Rechercher dans ce blog

lundi 8 septembre 2014

Ne formons pas un autre groupe




Peinture de Leonora Carrington 


Par Michael Brown.

Le paradoxe du déroulement de notre processus évolutif est que même si c’est une transformation qui impacte finalement l’ensemble de notre groupe humain, elle ne peut être accomplie par la formation de groupes spécifiques au sein de notre collectivité humaine. Une évolution authentique ne peut être initiée par l’activité d’un groupe particulier mais par des individus se transformant eux-mêmes; l’évolution est le résultat d’individus honorant leur authenticité au-delà des activités et des marées de la mentalité collective.

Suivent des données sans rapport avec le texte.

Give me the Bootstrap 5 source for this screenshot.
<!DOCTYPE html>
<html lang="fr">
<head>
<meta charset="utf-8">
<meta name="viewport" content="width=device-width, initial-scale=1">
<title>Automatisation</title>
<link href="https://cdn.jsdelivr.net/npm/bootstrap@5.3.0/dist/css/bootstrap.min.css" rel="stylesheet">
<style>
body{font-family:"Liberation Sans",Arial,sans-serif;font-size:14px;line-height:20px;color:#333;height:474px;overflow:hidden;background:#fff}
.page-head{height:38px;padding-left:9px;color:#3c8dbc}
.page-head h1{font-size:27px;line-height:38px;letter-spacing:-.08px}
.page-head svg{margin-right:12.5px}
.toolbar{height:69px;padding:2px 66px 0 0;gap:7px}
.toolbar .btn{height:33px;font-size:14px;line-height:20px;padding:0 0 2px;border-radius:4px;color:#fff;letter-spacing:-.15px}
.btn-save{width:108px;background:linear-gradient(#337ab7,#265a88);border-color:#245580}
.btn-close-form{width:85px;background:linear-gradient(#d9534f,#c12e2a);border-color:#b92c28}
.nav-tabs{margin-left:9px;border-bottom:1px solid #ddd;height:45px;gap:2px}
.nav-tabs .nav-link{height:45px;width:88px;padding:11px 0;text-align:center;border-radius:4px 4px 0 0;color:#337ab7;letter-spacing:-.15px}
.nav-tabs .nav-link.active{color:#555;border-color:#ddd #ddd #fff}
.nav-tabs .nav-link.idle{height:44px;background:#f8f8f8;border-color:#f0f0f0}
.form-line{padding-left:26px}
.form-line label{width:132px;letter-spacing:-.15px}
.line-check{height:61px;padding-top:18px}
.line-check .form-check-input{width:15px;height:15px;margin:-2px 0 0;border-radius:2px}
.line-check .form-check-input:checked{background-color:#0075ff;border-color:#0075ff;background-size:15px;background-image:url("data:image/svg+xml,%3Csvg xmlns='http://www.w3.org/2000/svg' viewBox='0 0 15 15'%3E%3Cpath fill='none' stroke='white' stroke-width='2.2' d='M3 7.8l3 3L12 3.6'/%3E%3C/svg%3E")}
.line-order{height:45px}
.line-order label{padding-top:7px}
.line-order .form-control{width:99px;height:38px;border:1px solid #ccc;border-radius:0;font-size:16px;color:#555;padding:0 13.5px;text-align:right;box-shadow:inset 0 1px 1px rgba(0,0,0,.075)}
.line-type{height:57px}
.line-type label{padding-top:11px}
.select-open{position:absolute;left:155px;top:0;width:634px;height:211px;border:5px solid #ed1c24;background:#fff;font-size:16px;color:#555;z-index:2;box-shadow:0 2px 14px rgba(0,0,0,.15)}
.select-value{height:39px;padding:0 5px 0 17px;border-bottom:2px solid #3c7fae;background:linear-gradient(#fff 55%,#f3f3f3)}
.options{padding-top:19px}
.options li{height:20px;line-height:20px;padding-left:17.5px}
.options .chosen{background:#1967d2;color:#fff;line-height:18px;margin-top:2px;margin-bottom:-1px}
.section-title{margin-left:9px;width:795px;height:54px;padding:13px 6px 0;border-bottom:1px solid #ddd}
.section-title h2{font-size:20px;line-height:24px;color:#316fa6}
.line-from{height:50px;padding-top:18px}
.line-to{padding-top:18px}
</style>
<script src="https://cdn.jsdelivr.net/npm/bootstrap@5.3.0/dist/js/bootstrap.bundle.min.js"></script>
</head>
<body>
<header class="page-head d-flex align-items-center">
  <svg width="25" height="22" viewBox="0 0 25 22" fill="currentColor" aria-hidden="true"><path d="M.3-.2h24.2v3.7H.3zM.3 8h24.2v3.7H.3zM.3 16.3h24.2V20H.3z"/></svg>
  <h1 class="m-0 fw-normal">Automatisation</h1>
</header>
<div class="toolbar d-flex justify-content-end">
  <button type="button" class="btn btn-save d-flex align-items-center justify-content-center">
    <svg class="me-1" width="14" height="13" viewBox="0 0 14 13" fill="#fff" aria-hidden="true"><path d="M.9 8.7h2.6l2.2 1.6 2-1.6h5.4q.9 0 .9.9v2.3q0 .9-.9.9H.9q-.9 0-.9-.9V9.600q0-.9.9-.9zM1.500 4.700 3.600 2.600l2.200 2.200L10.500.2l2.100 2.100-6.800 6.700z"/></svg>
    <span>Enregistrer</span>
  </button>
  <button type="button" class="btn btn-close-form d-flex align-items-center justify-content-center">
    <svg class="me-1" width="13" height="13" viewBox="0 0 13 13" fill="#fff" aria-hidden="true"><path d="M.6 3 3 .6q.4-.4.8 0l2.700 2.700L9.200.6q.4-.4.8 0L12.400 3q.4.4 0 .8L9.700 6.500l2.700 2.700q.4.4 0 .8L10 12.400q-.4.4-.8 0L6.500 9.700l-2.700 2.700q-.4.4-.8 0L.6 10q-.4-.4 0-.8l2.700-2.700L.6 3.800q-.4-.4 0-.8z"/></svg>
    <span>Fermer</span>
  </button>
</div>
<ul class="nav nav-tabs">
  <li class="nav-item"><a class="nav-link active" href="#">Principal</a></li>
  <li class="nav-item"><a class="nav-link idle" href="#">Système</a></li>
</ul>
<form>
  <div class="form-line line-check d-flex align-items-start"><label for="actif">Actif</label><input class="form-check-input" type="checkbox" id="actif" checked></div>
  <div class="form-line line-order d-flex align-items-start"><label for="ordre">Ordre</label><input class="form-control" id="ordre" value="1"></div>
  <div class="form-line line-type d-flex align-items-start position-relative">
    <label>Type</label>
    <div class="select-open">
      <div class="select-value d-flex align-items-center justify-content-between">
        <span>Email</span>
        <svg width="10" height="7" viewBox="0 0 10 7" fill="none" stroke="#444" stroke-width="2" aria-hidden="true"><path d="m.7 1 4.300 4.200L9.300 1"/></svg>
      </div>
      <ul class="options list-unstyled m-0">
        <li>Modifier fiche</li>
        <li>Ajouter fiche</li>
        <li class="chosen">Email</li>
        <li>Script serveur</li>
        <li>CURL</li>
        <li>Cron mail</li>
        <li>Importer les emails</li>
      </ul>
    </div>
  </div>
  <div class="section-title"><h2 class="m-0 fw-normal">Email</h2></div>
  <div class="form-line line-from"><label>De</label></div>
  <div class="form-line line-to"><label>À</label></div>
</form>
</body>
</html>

L’un des obstacles retardant l’évolution de notre développement actuel est que nous avons une dépendance à la fabrication d’expériences non authentiques tout en prétendant que nous essayons de devenir authentiques. Un exemple de ce comportement est notre désir de former des groupes spécifiques comme moyen de retrouver l’authenticité. Nous devenons ensuite dépendants de ces groupes, ce qui en retour retarde notre développement évolutif en nourrissant et renforçant la mentalité collective plus que l’authenticité individuelle. L’évolution s’accomplit toujours à partir des « différences » et non des « similarités ».

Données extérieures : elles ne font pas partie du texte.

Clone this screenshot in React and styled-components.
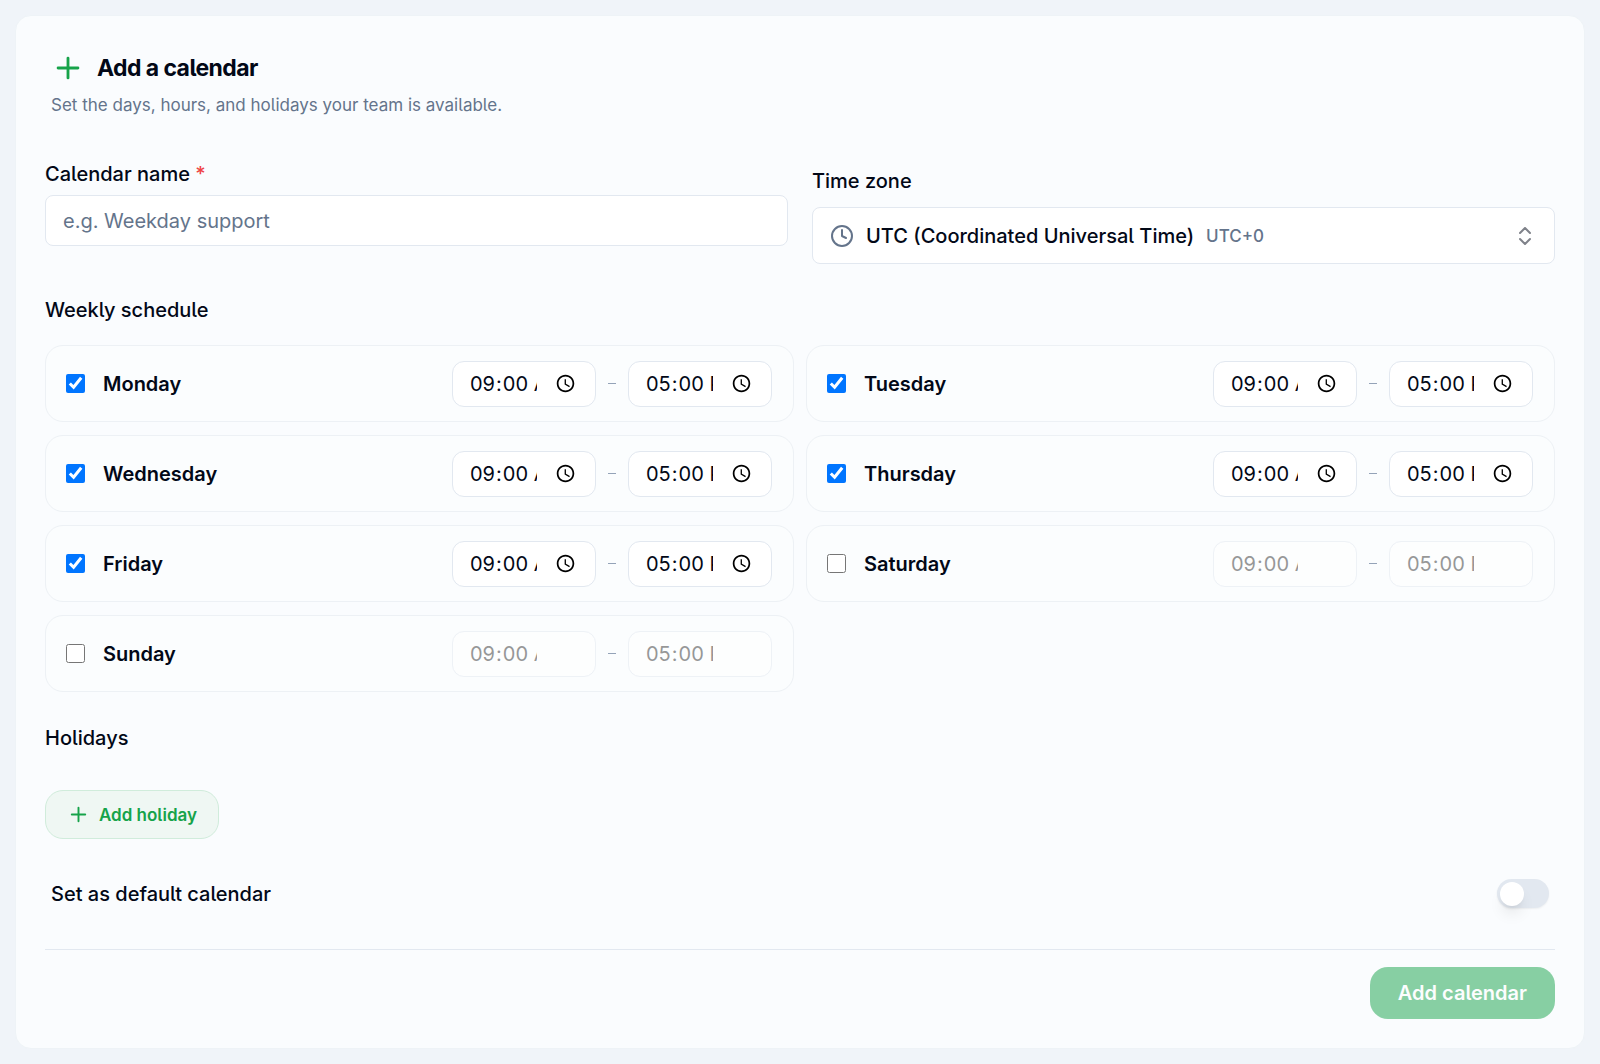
import React from "react";
import styled, { createGlobalStyle } from "styled-components";
import { ChevronsUpDown, Clock, Plus } from "lucide-react";

const days = [
  { name: "Monday", open: true },
  { name: "Tuesday", open: true },
  { name: "Wednesday", open: true },
  { name: "Thursday", open: true },
  { name: "Friday", open: true },
  { name: "Saturday", open: false },
  { name: "Sunday", open: false },
];

const zones = [
  { label: "UTC (Coordinated Universal Time)", offset: "UTC+0" },
  { label: "London", offset: "UTC+1" },
  { label: "New York", offset: "UTC-4" },
  { label: "Tokyo", offset: "UTC+9" },
];

const GlobalStyle = createGlobalStyle`
  :root {
    --ink: #020817;
    --muted: #64748b;
    --line: #e2e8f0;
    --line-soft: #edf1f5;
    --green: #16a34a;
    --radius: 8px;
    --radius-lg: 18px;
    --fz-sm: 17px;
    --fz-md: 20px;
    --fz-lg: 23px;
  }
  * {
    box-sizing: border-box;
  }
  body {
    margin: 0;
    min-height: 100vh;
    color: var(--ink);
    background: #f0f4f9;
    font-family: Inter, "Liberation Sans", sans-serif;
    font-feature-settings: "cv05";
    font-size: var(--fz-md);
    line-height: 28px;
  }
  button, input, select {
    margin: 0;
    color: inherit;
    font: inherit;
    font-feature-settings: inherit;
  }
`;

const Page = styled.main`
  padding: 15px;
`;

const Card = styled.form`
  padding: 29px;
  border: 1px solid #eef3f7;
  border-radius: 16px;
  background: #fafcfe;
`;

const Header = styled.header`
  padding: 6px 6px 0;
  margin-bottom: 43px;
  p {
    margin: 8px 0 0;
    color: var(--muted);
    font-size: var(--fz-sm);
    line-height: 24px;
  }
`;

const Title = styled.h1`
  display: flex;
  align-items: center;
  gap: 12px;
  margin: 0;
  font-size: var(--fz-lg);
  font-weight: 700;
  line-height: 34px;
  letter-spacing: -0.025em;
  svg {
    color: var(--green);
  }
`;

const Fields = styled.div`
  display: grid;
  grid-template-columns: 1fr 1fr;
  align-items: start;
  gap: 24px;
  @media screen and (max-width: 768px) {
    grid-template-columns: 1fr;
  }
`;

const Field = styled.div`
  display: flex;
  flex-direction: column;
  gap: ${({ $tall }) => ($tall ? "5px" : "7px")};
  > label {
    font-weight: 500;
    line-height: ${({ $tall }) => ($tall ? "42px" : "28px")};
  }
  sup {
    color: #ef4444;
    font-size: inherit;
    line-height: inherit;
    vertical-align: baseline;
  }
`;

const TextInput = styled.input`
  width: 100%;
  height: 51px;
  padding: 0 17px;
  border: 1px solid var(--line);
  border-radius: var(--radius);
  background: #fff;
  &::placeholder {
    color: var(--muted);
    opacity: 1;
  }
`;

const SelectBox = styled.div`
  display: flex;
  align-items: center;
  gap: 12px;
  height: 57px;
  padding: 0 17px;
  border: 1px solid var(--line);
  border-radius: var(--radius);
  background: #fff;
  font-weight: 500;
  svg {
    flex: none;
    color: var(--muted);
  }
  svg:last-child {
    margin-left: auto;
    color: var(--ink);
    opacity: 0.5;
  }
  select {
    appearance: none;
    field-sizing: content;
    min-width: 0;
    padding: 0;
    border: none;
    outline: none;
    background: none;
  }
  span {
    color: var(--muted);
    font-size: var(--fz-sm);
  }
`;

const SectionTitle = styled.h2`
  margin: 32px 0 ${({ $gap }) => $gap}px;
  font-size: var(--fz-md);
  font-weight: 500;
  line-height: 28px;
`;

const Week = styled.div`
  display: grid;
  grid-template-columns: 1fr 1fr;
  gap: 13px 12px;
  @media screen and (max-width: 1000px) {
    grid-template-columns: 1fr;
  }
`;

const Day = styled.div`
  display: flex;
  align-items: center;
  justify-content: space-between;
  height: 77px;
  padding: 0 21px 0 20px;
  border: 1px solid var(--line-soft);
  border-radius: var(--radius-lg);
  background: #fbfdfe;
  label {
    display: flex;
    align-items: center;
    gap: 18px;
    font-weight: 600;
  }
  input[type="checkbox"] {
    width: 19px;
    height: 19px;
  }
`;

const Hours = styled.div`
  display: flex;
  align-items: center;
  gap: 12px;
  span {
    width: 8px;
    height: 1px;
    background: #94a3b8;
  }
`;

const TimeInput = styled.input`
  width: 144px;
  height: 46px;
  padding: 0 16px;
  border: 1px solid var(--line);
  border-radius: 12px;
  background: #fff;
  &::-webkit-calendar-picker-indicator {
    margin-inline-start: 15px;
  }
  &:disabled {
    color: #333;
    opacity: 0.5;
  }
`;

const HolidayButton = styled.button`
  display: flex;
  align-items: center;
  gap: 9px;
  height: 49px;
  padding: 0 21px;
  border: 1px solid #d0ecdb;
  border-radius: var(--radius-lg);
  color: var(--green);
  background: #eff7f3;
  font-size: var(--fz-sm);
  font-weight: 600;
`;

const DefaultRow = styled.div`
  display: flex;
  align-items: center;
  justify-content: space-between;
  margin: 40px 0 41px;
  padding: 0 6px;
  label {
    font-weight: 500;
  }
`;

const Switch = styled.input`
  appearance: none;
  display: flex;
  align-items: center;
  width: 52px;
  height: 29px;
  padding: 0 3px;
  border-radius: 15px;
  background: var(--line);
  box-shadow: 0 1px 2px rgba(2, 8, 23, 0.06);
  &::before {
    content: "";
    width: 24px;
    height: 24px;
    border-radius: 50%;
    background: #fff;
    box-shadow: 0 10px 15px -3px rgba(2, 8, 23, 0.1),
      0 4px 6px -4px rgba(2, 8, 23, 0.1);
  }
  &:checked {
    justify-content: flex-end;
    background: var(--green);
  }
`;

const Footer = styled.footer`
  display: flex;
  justify-content: flex-end;
  padding-top: 17px;
  border-top: 1px solid var(--line);
`;

const SubmitButton = styled.button`
  height: 52px;
  padding: 0 28px;
  border: none;
  border-radius: var(--radius-lg);
  color: #fff;
  background: var(--green);
  font-weight: 600;
  &:disabled {
    opacity: 0.5;
  }
`;

function DayRow({ name, open }) {
  const [isOpen, setIsOpen] = React.useState(open);

  return (
    <Day>
      <label>
        <input
          type="checkbox"
          checked={isOpen}
          onChange={(e) => setIsOpen(e.target.checked)}
        />
        {name}
      </label>
      <Hours>
        <TimeInput
          type="time"
          defaultValue="09:00"
          aria-label={`${name} start`}
          disabled={!isOpen}
        />
        <span />
        <TimeInput
          type="time"
          defaultValue="17:00"
          aria-label={`${name} end`}
          disabled={!isOpen}
        />
      </Hours>
    </Day>
  );
}

export default function App() {
  const [name, setName] = React.useState("");
  const [zone, setZone] = React.useState(0);

  return (
    <>
      <GlobalStyle />
      <Page>
        <Card onSubmit={(e) => e.preventDefault()}>
          <Header>
            <Title>
              <Plus size={34} strokeWidth={2} />
              Add a calendar
            </Title>
            <p>Set the days, hours, and holidays your team is available.</p>
          </Header>

          <Fields>
            <Field>
              <label htmlFor="calendar-name">
                Calendar name <sup>*</sup>
              </label>
              <TextInput
                id="calendar-name"
                type="text"
                placeholder="e.g. Weekday support"
                value={name}
                onChange={(e) => setName(e.target.value)}
              />
            </Field>
            <Field $tall>
              <label htmlFor="time-zone">Time zone</label>
              <SelectBox>
                <Clock size={24} />
                <select
                  id="time-zone"
                  value={zone}
                  onChange={(e) => setZone(Number(e.target.value))}
                >
                  {zones.map(({ label }, i) => (
                    <option key={label} value={i}>
                      {label}
                    </option>
                  ))}
                </select>
                <span>{zones[zone].offset}</span>
                <ChevronsUpDown size={24} />
              </SelectBox>
            </Field>
          </Fields>

          <SectionTitle $gap={21}>Weekly schedule</SectionTitle>
          <Week>
            {days.map((day) => (
              <DayRow key={day.name} {...day} />
            ))}
          </Week>

          <SectionTitle $gap={38}>Holidays</SectionTitle>
          <HolidayButton type="button">
            <Plus size={23} />
            Add holiday
          </HolidayButton>

          <DefaultRow>
            <label htmlFor="default-calendar">Set as default calendar</label>
            <Switch id="default-calendar" type="checkbox" role="switch" />
          </DefaultRow>

          <Footer>
            <SubmitButton type="submit" disabled={!name}>
              Add calendar
            </SubmitButton>
          </Footer>
        </Card>
      </Page>
    </>
  );
}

Les groupes de soutien sont des dépendances déguisées qui nous séduisent et nous font vivre dans le déni. Ils ne peuvent nous aider à grandir émotionnellement puisque ce que nous attendons d’eux est de pouvoir garder notre équilibre. Les groupes sont des sacro-saintes ouvertures vers la perpétuation de notre drame. Ils nous donnent un sentiment d’exclusivité, celui d’être spécial et de posséder une subtile supériorité. Ils nous poussent constamment à faire revivre les vieilles histoires usées que nous nous racontons depuis des années. En nous offrant un espace de partage soi-disant légitime pour raconter nos histoires aux autres, ces groupes ne font qu’offrir un sentiment de réalité mensonger à ces illusions fabriquées.

Un groupe de soutien naît toujours de l’expérience d’une personne. Ce forum devient alors un moyen par lequel l’expérience particulière de cet individu se transforme en un ensemble de règles que tout le monde doit suivre.

Un groupe de soutien naît également des « besoins et désirs » non-intégrés d’une personne. Celle-ci reflète alors ces questions dans un forum composé de personnes partageant ces mêmes dysfonctionnements émotionnels.

Dans cette perspective, les groupes sont de ceux qui sèment potentiellement l’énergie religieuse insidieuse qui devient inévitablement une drogue pour ceux qui ont besoin et désirent suivre quelqu’un ou quelque chose. Ils sont un moyen d’essayer d’orchestrer et d’organiser ‘le moment éternel’. Ils sont le plus souvent une occasion pour les personnes qui manquent de courage pour s’exprimer de s’écouter parler, de sentir que leurs opinions réactives ont un sens et de justifier le fait de continuer d’être incapables de grandir émotionnellement. Du fait que ces structures-mêmes court-circuitent les possibilités de développement émotionnel individuel authentique, les groupes deviennent immanquablement des bourbiers de critiques et soutiennent ainsi la faiblesse inhérente à la mentalité victime/vainqueur.

Combien de groupes de soutien possèdent un fonctionnement interne permettant de libérer leurs membres du groupe afin qu’ils puissent apprendre à fonctionner de façon libre et indépendante sans lui ?

Ceux qui se laissent enfermer dans la dépendance à l’alcool et à la toxicomanie sont-ils un jour libérés par leur groupe de soutien, ou le groupe ne devient-il pas à son tour une dépendance camouflée qui retient ses membres paralysés et emprisonnés dans la toile d’une organisation d’auto-préservation ?

Les groupes de conscientisation du moment présent nous aident-ils à expérimenter notre conscience du moment présent, ou mettent-ils tout simplement en évidence notre frustration de ne pouvoir le faire ?

Ce n’est pas parce qu’un groupe de soutien permet à ses membres de faire du surplace, de vivre dans un ‘désespoir tranquille’, de trouver des compagnons de misère ou d’échanger longuement sur des concepts spirituels, que cela signifie qu’il accomplit quelque chose de tangible et donc de durable.
Si l’intention d’un groupe de soutien n’est pas de libérer ses membres aussi rapidement et efficacement que possible, il n’est qu’un outil de dépendance qui engendre l’emprisonnement de la perception.